Kennedy struggled on some sections, trying to pay attention to what was in the woods and along the shore instead of wear he was putting his little paws. His legs would slip down through the planks on the sections with wide spacing. I carried him for several feet and he was quite content as I did. Finally reaching a section with closer spaced planks, I set him back down and we continued on.
After reaching the end of the boardwalk the trail turns away from the shore a bit and uphill into the forest. Here we found the forest open and not overgrown, allowing for a clear line of site through it.
Rock outcroppings appeared along the edges of the trail and there were now larger stones in the path to trip you up if you weren't careful. The lake still visible peering through the mostly green leaves.

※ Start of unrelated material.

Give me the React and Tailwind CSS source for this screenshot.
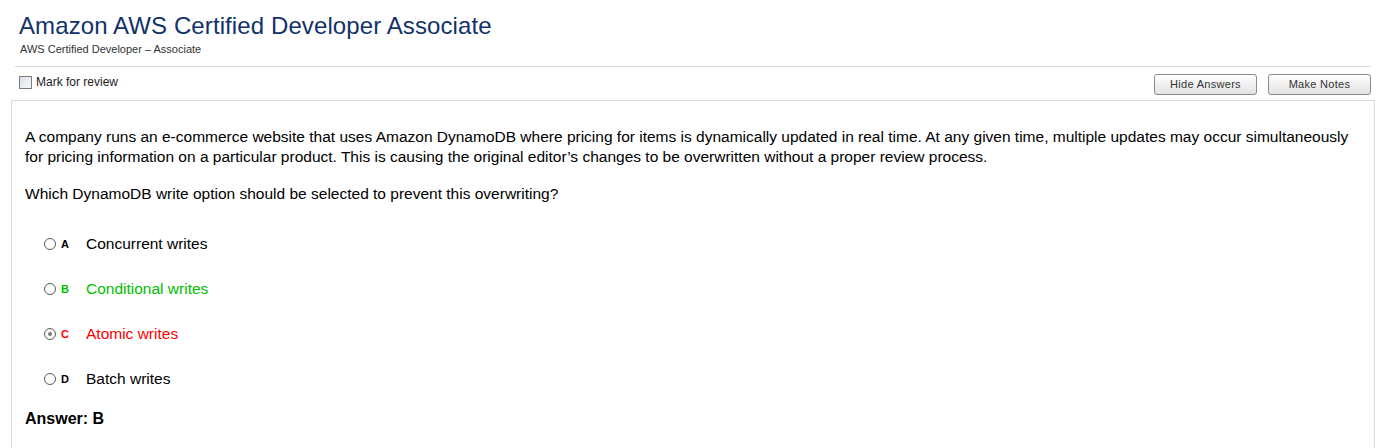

We made our way along until the trail turned downhill again, back toward the lake shore. Here the trail was relatively flat and even ground again, making for a easy section but again it turned uphill and into the forest once more. As we descended the hillside a small observation area sat just off trail, overlooking the lake. It was overgrown with high bushes and tree branches blocking most of the view.
Back on flat ground we could hear a vehicle on the road off in the distance and knew we were closing in on the end of the trail. I was glad to see the gravel for the drive and parking lot again. I wasn't near as spent as I had been after previous trails but I had housework to catch up on before returning to work the next day. My Keen's hadn't hurt my feet this time either, seeming to have finally be broken in properly after a few miles.
It was nice to take a hike that seemed more like a stroll in the cool breeze of early Fall and I still hold out hope the Forestry Service will find the funds or time to repair the trail at Hematite Lake which with current detours in place is 2.4 miles long according to Map My Hike.
Remember don't let your initial impressions stop you, if we had we wouldn't have hiked the entire trail. By taking all the factors into consideration; weighing the level of risk, noting weather conditions and being alert to issues we were able to safely traverse the entire trail without problems.